In April, Intel announced it wouldn’t be making chipsets for the fifth generation of mobile handsets. Following that declaration, the firm’s CEO Bob Swan explained why the company changed its tack so abruptly. The corporation felt the segment wouldn’t be profitable after Qualcomm and Apple renewed its once-fractured business relationship.
Despite inking a five-year agreement with Qualcomm, Apple is reportedly interested in making its chipsets in-house via Intel’s German-based modem business.
Why Apple Wants Intel’s 5G Chips
On its face, Apple’s move to acquire Intel’s next-generation modems seems paradoxical. The company’s leadership knows Qualcomm’s chipsets consistently outperformed those made by the Santa Clara, California-based semiconductor giant. Furthermore, the firm is aware that its years-long legal battle with Qualcomm began because it ended its previous business arrangement.
However, the Silicon Valley corporation is likely interested in diversifying its components sourcing for one great reason. Apple is eager to end its relationship with Qualcomm permanently.
The iPhone maker had to shell out billions of dollars to settle its ongoing legal disputes with its longtime supplier. Moreover, the firm likely paid close attention to the outcome of the Federal Trade Commission’s antitrust suit against Qualcomm.

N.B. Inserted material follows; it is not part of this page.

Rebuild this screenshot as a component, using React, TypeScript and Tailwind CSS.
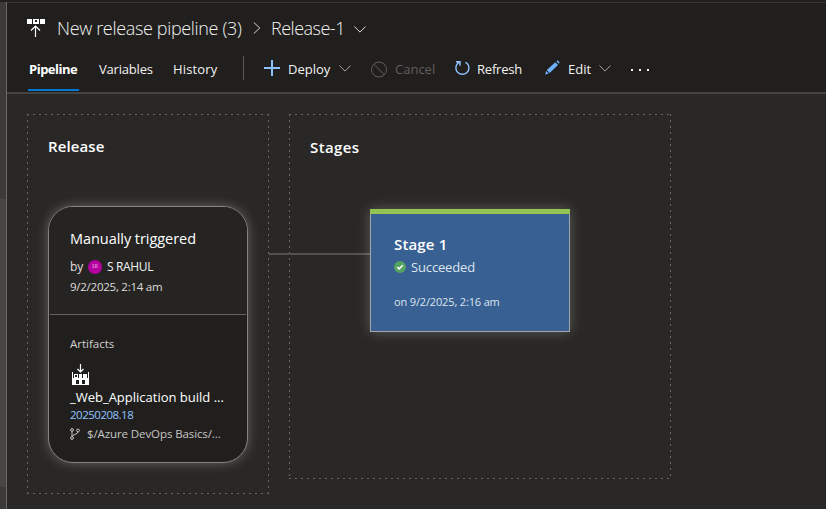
import React from "react";

const dashes =
  "[background:linear-gradient(90deg,#696765_2px,transparent_2px)_0_0/6px_1px_repeat-x,linear-gradient(90deg,#696765_2px,transparent_2px)_0_100%/6px_1px_repeat-x,linear-gradient(#696765_2px,transparent_2px)_0_0/1px_6px_repeat-y,linear-gradient(#696765_2px,transparent_2px)_100%_0/1px_6px_repeat-y]";

function ChevronDown({ className = "" }: { className?: string }) {
  return (
    <svg width="12" height="7" viewBox="0 0 12 7" fill="none" stroke="currentColor" className={`shrink-0 ${className}`}>
      <path d="M.4 .5 6 6.1 11.6 .5" />
    </svg>
  );
}

function ReleaseIcon() {
  return (
    <svg width="18" height="19" viewBox="0 0 18 19" className="shrink-0 text-white" shapeRendering="crispEdges">
      <path fill="currentColor" fillRule="evenodd" d="M0 0h5v5H0zM6 0h6v5H6zM8 1v2h2V1zM13 0h5v5h-5z" />
      <path d="M8.5 18V7M4 11.5 8.5 7 13 11.5" fill="none" stroke="currentColor" shapeRendering="auto" strokeWidth="1.2" />
    </svg>
  );
}

function BuildIcon() {
  return (
    <svg width="17" height="21" viewBox="0 0 17 21" className="shrink-0" shapeRendering="crispEdges">
      <path fill="#fff" fillRule="evenodd" d="M0 8h1v6h15V8h1v13H0zM4 16v4h3v-4zM10 16v4h3v-4z" />
      <path fill="#fff" fillRule="evenodd" d="M2 10h4v4H2zM3 11v2h2v-2zM7 10h3v4H7zM11 10h4v4h-4z" />
      <path d="M8.5 0V8M5.5 5 8.5 8 11.5 5" fill="none" stroke="#fff" strokeWidth="1.2" shapeRendering="auto" />
    </svg>
  );
}

function Header() {
  return (
    <header className="h-[89px] border-b-2 border-[#454341] bg-[#201f1e] box-content">
      <div className="flex h-[50px] items-center pl-5 text-[18px] font-light text-[#f3f2f1]">
        <div className="mt-px"><ReleaseIcon /></div>
        <span className="ml-[12px] w-[187px] whitespace-nowrap tracking-[-0.34px]">New release pipeline (3)</span>
        <svg width="8" height="12" viewBox="0 0 8 12" fill="none" stroke="#d2d0ce" className="ml-[9px]">
          <path d="M.8 .5 6.8 6 .8 11.5" />
        </svg>
        <span className="ml-[10px] w-[75px] whitespace-nowrap tracking-[-0.5px]">Release-1</span>
        <ChevronDown className="ml-[8px] mt-[3px] text-[#e1dfdd]" />
      </div>
      <div className="flex h-[38px] items-start pl-[21px] text-[13px] text-[#f3f2f1]">
        <div className="h-[38px] w-[51px] whitespace-nowrap border-b-2 border-[#0078d4] pl-px pt-[6px] leading-5 font-bold tracking-[-0.5px] text-white">Pipeline</div>
        <span className="ml-5 mt-[6px] w-[54px] whitespace-nowrap leading-5 tracking-[-0.2px]">Variables</span>
        <span className="ml-5 mt-[6px] w-[46px] whitespace-nowrap leading-5 tracking-[0.15px]">History</span>
        <i className="ml-[24px] mt-[3px] h-6 w-px bg-[#5b5957]" />
        <svg width="16" height="16" viewBox="0 0 16 16" className="ml-[20px] mt-[7px]" fill="#8fc3ff">
          <path d="M7 0h2v7h7v2H9v7H7V9H0V7h7z" />
        </svg>
        <span className="ml-2 mt-[6px] w-[43px] whitespace-nowrap leading-5">Deploy</span>
        <ChevronDown className="ml-[8px] mt-[12px] text-[#a5a3a1]" />
        <svg width="17" height="17" viewBox="0 0 17 17" fill="none" stroke="#605e5c" className="ml-[20px] mt-[8px]">
          <circle cx="8" cy="8.5" r="7.5" /><path d="m2.8 3.2 10.5 10.5" />
        </svg>
        <span className="ml-[7px] mt-[6px] w-10 whitespace-nowrap leading-5 text-[#605e5c]">Cancel</span>
        <svg width="15" height="16" viewBox="0 0 15 16" fill="none" stroke="#8fc3ff" strokeWidth="1.4" className="ml-[20px] mt-[8px]">
          <path d="M1 .7h4v4M4.8 1.2C2.4 2.1.9 4.6.9 7c0 3.7 2.9 6.3 6.5 6.3s6.5-2.6 6.5-6.3c0-2.6-1.4-4.6-3.5-5.6" />
        </svg>
        <span className="ml-[7px] mt-[6px] w-[46px] whitespace-nowrap leading-5 tracking-[-0.2px]">Refresh</span>
        <svg width="15" height="15" viewBox="0 0 15 15" fill="#6db3ff" className="ml-[22px] mt-[7px]">
          <path d="M10.3 2.2 13 4.9 4.7 12.9 1.8 10.1zM11.4 1.3 12.5.3 14.7 2.2 13.7 3.7zM1.2 11 3.8 13.5.2 14.6z" />
        </svg>
        <span className="ml-[8px] mt-[6px] w-6 whitespace-nowrap leading-5">Edit</span>
        <ChevronDown className="ml-[7px] mt-[12px] text-[#a5a3a1]" />
        <div className="ml-[20px] mt-[16px] flex gap-[6px]">
          <i className="size-[2px] bg-[#f3f2f1]" /><i className="size-[2px] bg-[#f3f2f1]" /><i className="size-[2px] bg-[#f3f2f1]" />
        </div>
      </div>
    </header>
  );
}

function ReleaseCard() {
  return (
    <article className="ml-[21px] mt-[48px] h-[257px] w-[200px] overflow-hidden whitespace-nowrap rounded-[25px] border border-[#858381] bg-[#201f1e] shadow-[0_0_12px_rgba(255,255,255,0.28)]">
      <div className="h-[107px] bg-[#252423] pl-[21px] pt-[21px]">
        <h3 className="text-[14.5px] leading-[22px] tracking-[-0.05px] text-white">Manually triggered</h3>
        <div className="mt-[8px] flex h-[18px] items-center text-[12px] text-[#e1dfdd]">
          <span className="w-[13px]">by</span>
          <span className="ml-[5px] flex size-[14px] items-center justify-center rounded-full bg-[#b4009e] text-[5px] text-[#f0b5e9]">SR</span>
          <span className="ml-[5px] tracking-[-0.35px] text-[#f3f2f1]">S RAHUL</span>
        </div>
        <p className="mt-[2px] text-[11.5px] leading-[18px] tracking-[-0.25px] text-[#dedcda]">9/2/2025, 2:14 am</p>
      </div>
      <div className="mx-px h-px bg-[#656361]" />
      <div className="pl-[21px] pt-[20px]">
        <p className="text-[11.5px] leading-[18px] text-[#d2d0ce]">Artifacts</p>
        <div className="ml-[2px] mt-[11px]"><BuildIcon /></div>
        <p className="mt-[4px] text-[13px] leading-[17px] text-white">_Web_Application build ...</p>
        <p className="text-[11.5px] leading-[17px] tracking-[-0.5px] text-[#8fc3ff]">20250208.18</p>
        <div className="mt-[2px] flex h-[18px] items-center text-[11.5px] text-[#c8c6c4]">
          <svg width="10" height="12" viewBox="0 0 10 12" fill="none" stroke="currentColor" className="-mt-px">
            <circle cx="2" cy="2" r="1.4" /><circle cx="8" cy="2.5" r="1.4" /><circle cx="2" cy="10" r="1.4" />
            <path d="M2 3.5v5M8 4C8 6.7 2.5 6 2.5 8.5" />
          </svg>
          <span className="ml-[7px] tracking-[-0.1px]">$/Azure DevOps Basics/...</span>
        </div>
      </div>
    </article>
  );
}

function StageCard() {
  return (
    <article className="h-[123px] w-[200px] whitespace-nowrap border border-t-0 border-[#a3a5a5] bg-[#386092] shadow-[0_0_12px_rgba(255,255,255,0.25)]">
      <div className="-mx-px h-[5px] bg-[#92c353]" />
      <div className="pl-[23px] pt-[19px]">
        <h3 className="text-[15px] font-semibold leading-[22px] tracking-[0.15px] text-white">Stage 1</h3>
        <div className="mt-[2px] flex h-[22px] items-center text-[13px] text-[#dce5ef]">
          <svg width="12" height="12" viewBox="0 0 12 12" className="-mt-[3px]">
            <circle cx="6" cy="6" r="6" fill="#55a362" /><path d="m3.2 6.1 1.9 1.8 3.7-3.7" fill="none" stroke="#fff" strokeWidth="1.5" />
          </svg>
          <span className="ml-[5px] tracking-[-0.15px]">Succeeded</span>
        </div>
        <p className="mt-[14px] text-[11px] leading-[18px] tracking-[-0.15px] text-[#dce5ef]">on 9/2/2025, 2:16 am</p>
      </div>
    </article>
  );
}

export default function App() {
  return (
    <div className="flex h-[509px] w-[826px] overflow-hidden bg-[#292827] font-['Open_Sans','Noto_Sans',sans-serif]">
      <aside className="flex w-[7px] shrink-0 flex-col border-t-2 border-t-[#201f1e] bg-[#3b3a38]">
        <div className="h-[197px] border-r border-[#6b6967]" />
        <div className="h-[288px] border-r border-[#6b6967] bg-[#484644]" />
        <div className="flex-1 border-r border-[#6b6967]" />
      </aside>
      <div className="min-w-0 flex-1">
        <div className="h-[2px] bg-[#201f1e]" />
        <div className="h-px bg-[#383634]" />
        <Header />
        <main className="flex items-start pl-5 pt-[20px]">
          <section className={`h-[380px] w-[242px] ${dashes}`}>
            <h2 className="ml-[21px] pt-[20px] text-[15px] font-semibold leading-6 tracking-[0.1px] text-white">Release</h2>
            <ReleaseCard />
          </section>
          <div className="mt-[139px] h-[2px] w-[20px] bg-[#53514f]" />
          <section className={`h-[365px] w-[382px] ${dashes}`}>
            <h2 className="ml-[21px] pt-[21px] text-[15px] font-semibold leading-6 tracking-[0.4px] text-white">Stages</h2>
            <div className="mt-[50px] flex items-start">
              <div className="ml-px mt-[44px] h-[2px] w-20 bg-[#53514f]" />
              <StageCard />
            </div>
          </section>
        </main>
      </div>
    </div>
  );
}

Last month, U.S. District Court Judge Lucy Koh ruled the chipmaker maintained a patent monopoly to demand outrageous licensing fees from companies like Apple. Though the judge mandated Qualcomm must create new, more favorable deals with its clients, Apple might be holding a grudge. In buying Intel’s 5G business, the firm could end its relationship with the industry-leading chipmaker permanently.
Plus, Apple could install new, potentially better designers to oversee the development of its 5G modems. Indeed, Ars Technica reported the corporation began hiring in Qualcomm’s native San Diego in April to lure away its top talent.
Why Intel Might Want to Sell Its 5G Business to Apple
Even without Apple’s interest, Intel has significant motivation to divest itself of its 5G business.
Lacking a sourcing agreement with Apple, the segment won’t be very profitable. Mobility giant Samsung makes its chipsets, and the U.S. government now forbids American companies from doing business with Huawei.
Despite its size, Intel isn’t in a position where it can afford to underwrite an underperforming smartphone modem division.
In May, the corporation lost nine percent of its market value after lowering its revenue forecasts. Despite beating analyst expectations in Q1 2019, Intel believes the softening of its Chinese data center business will hurt its income for the rest of the year.
Overall, Intel selling its 5G segment to Apple would be an ideal strategic move on the component manufacturer’s part. It would provide the corporation with a much-needed cash injection and allow it to devote more of its resources to its new mission; rebuilding its laptop business.